TO BE DONE
Consider the records below. How many of their lines include the word "component"? State the number and nothing else.

----

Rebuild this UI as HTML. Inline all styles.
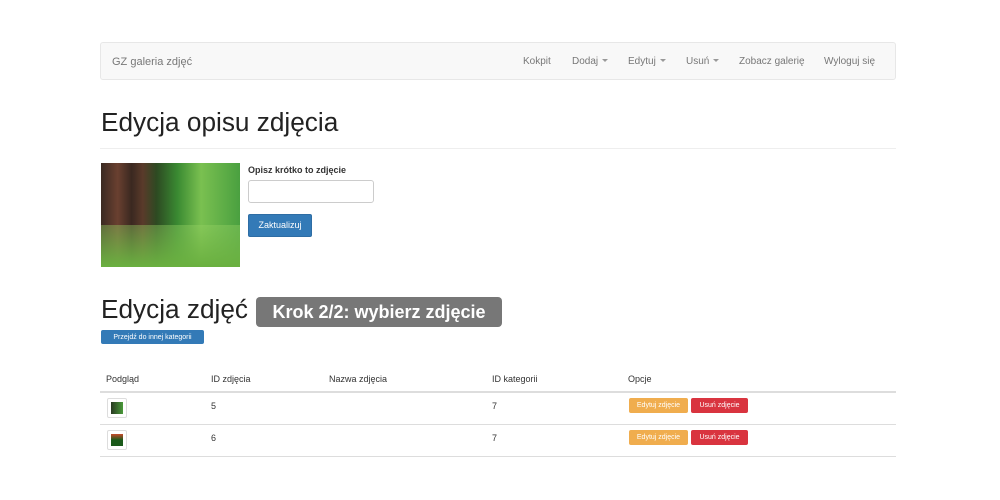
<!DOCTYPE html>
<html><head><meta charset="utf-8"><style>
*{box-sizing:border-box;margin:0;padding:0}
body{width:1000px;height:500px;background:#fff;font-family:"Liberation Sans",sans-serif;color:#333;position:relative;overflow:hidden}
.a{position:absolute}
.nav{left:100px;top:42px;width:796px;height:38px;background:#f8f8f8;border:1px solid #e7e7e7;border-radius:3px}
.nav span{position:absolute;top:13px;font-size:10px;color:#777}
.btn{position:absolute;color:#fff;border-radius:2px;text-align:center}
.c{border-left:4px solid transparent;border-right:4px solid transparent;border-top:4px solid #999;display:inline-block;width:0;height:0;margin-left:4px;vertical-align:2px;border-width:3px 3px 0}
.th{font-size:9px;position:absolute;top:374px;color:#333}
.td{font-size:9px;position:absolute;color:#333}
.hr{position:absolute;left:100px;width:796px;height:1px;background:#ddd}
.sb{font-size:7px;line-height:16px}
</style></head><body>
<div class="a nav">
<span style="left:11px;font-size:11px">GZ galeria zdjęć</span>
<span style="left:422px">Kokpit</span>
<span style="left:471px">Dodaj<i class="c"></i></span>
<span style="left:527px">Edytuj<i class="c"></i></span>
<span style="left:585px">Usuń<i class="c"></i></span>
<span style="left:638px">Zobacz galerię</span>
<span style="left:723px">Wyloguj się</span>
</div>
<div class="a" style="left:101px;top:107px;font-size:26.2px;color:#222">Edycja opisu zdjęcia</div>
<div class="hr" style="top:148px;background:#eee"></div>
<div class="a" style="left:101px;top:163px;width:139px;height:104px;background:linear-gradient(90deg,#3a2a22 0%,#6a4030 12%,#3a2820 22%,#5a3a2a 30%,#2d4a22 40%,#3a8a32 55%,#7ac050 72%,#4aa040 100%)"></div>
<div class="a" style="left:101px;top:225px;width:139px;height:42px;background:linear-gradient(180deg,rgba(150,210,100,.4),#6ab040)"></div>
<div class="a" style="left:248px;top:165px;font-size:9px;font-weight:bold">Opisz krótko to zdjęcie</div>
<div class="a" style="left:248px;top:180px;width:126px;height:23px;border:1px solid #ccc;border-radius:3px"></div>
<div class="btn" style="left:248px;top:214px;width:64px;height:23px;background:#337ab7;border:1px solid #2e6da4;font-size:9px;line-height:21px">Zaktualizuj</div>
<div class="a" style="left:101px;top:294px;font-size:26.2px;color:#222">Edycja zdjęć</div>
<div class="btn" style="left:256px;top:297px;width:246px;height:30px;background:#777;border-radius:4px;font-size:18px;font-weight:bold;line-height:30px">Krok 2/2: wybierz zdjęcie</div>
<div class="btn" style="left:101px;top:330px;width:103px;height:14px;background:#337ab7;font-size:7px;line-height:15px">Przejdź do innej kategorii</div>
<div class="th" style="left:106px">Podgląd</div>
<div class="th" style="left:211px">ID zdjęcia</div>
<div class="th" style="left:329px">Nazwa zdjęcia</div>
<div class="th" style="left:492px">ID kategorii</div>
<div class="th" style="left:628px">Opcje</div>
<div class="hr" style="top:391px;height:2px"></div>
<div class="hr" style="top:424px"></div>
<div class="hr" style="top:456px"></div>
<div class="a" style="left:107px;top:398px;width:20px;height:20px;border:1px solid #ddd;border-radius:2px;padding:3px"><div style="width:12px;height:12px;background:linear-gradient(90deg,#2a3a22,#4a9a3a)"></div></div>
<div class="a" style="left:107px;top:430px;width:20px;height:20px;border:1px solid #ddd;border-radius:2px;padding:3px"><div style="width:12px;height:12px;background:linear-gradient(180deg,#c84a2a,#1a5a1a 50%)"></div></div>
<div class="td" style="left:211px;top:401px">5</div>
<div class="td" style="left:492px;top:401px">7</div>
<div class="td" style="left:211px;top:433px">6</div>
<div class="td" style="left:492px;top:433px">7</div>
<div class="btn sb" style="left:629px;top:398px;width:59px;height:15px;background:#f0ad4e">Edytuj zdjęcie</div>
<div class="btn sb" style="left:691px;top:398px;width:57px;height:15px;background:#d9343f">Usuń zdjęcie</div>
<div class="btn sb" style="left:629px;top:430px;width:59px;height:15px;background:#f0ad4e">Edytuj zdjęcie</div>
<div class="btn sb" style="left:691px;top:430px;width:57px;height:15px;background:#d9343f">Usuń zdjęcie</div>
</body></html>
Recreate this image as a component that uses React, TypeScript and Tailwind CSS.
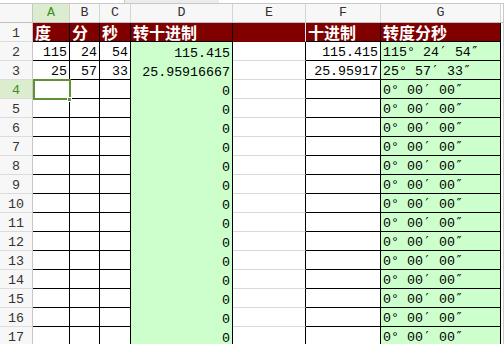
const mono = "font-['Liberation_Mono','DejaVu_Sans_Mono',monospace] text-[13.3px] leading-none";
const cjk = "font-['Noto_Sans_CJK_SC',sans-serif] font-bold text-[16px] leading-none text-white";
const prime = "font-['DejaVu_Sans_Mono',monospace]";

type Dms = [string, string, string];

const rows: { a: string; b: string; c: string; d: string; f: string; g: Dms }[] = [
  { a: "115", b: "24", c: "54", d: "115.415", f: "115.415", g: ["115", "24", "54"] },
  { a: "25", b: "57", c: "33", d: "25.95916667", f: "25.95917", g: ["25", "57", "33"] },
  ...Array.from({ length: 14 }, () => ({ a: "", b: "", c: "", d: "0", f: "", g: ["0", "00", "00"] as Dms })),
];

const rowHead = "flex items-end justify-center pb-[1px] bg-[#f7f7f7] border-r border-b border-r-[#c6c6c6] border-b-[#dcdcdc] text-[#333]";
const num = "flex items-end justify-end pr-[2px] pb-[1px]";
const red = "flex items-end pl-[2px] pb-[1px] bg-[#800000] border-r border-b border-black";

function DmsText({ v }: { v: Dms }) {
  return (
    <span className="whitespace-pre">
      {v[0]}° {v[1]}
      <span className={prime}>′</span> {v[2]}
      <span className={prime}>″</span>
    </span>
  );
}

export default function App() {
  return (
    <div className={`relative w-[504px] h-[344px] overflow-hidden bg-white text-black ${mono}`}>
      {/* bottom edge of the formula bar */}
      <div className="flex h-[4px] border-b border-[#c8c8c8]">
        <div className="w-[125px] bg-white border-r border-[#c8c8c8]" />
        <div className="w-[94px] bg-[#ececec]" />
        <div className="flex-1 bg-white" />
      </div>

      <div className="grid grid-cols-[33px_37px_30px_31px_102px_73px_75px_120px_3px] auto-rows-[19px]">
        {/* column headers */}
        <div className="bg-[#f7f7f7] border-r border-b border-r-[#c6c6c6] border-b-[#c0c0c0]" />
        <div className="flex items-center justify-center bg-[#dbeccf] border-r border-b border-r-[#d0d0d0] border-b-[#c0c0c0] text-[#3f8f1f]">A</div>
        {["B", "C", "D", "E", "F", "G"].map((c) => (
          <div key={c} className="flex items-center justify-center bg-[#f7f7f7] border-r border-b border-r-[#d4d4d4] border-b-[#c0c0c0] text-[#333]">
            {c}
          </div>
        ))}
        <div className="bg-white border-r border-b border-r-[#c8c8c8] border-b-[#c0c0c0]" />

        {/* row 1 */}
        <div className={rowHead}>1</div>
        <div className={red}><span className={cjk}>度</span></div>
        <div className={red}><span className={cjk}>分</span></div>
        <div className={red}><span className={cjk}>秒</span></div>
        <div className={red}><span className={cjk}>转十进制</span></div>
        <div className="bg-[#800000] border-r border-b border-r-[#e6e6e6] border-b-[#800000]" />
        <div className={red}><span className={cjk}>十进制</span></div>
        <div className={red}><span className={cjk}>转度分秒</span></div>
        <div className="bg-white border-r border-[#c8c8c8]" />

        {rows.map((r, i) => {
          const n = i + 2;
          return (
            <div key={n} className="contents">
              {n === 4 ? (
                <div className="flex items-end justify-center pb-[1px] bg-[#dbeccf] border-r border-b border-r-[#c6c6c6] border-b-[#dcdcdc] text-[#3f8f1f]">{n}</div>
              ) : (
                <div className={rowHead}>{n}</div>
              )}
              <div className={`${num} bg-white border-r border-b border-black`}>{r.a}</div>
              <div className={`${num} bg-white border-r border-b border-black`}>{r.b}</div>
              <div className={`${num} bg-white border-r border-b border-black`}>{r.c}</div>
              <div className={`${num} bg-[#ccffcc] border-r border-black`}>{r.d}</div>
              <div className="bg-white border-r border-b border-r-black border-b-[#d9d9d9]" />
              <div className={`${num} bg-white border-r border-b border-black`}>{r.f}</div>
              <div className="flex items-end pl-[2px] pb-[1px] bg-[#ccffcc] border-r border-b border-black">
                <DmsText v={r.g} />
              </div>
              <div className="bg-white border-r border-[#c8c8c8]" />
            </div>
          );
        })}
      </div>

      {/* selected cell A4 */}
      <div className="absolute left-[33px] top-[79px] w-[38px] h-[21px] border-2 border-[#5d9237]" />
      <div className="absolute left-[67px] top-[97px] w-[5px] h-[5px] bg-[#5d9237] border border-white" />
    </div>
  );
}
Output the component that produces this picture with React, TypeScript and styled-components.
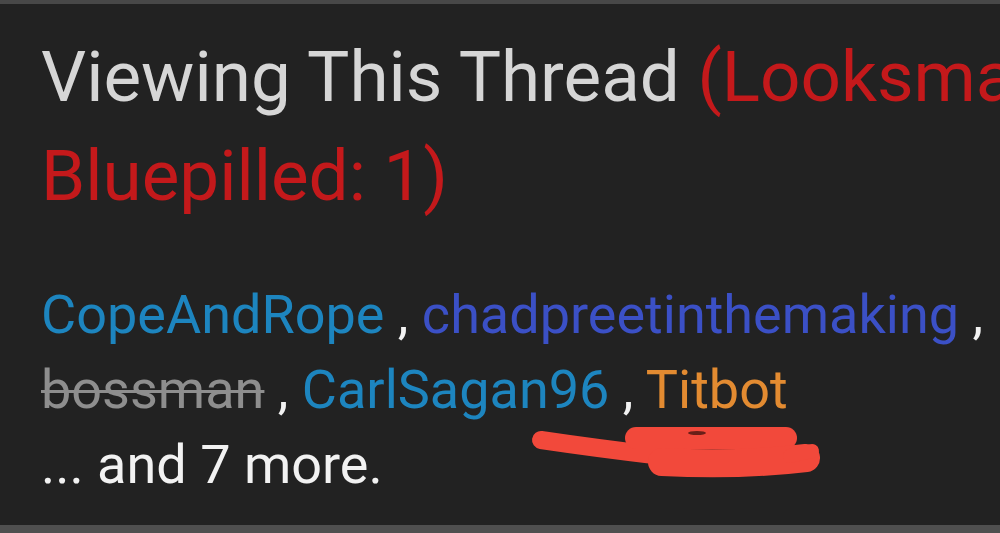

----

OUTPUT FOR THIS TASK
2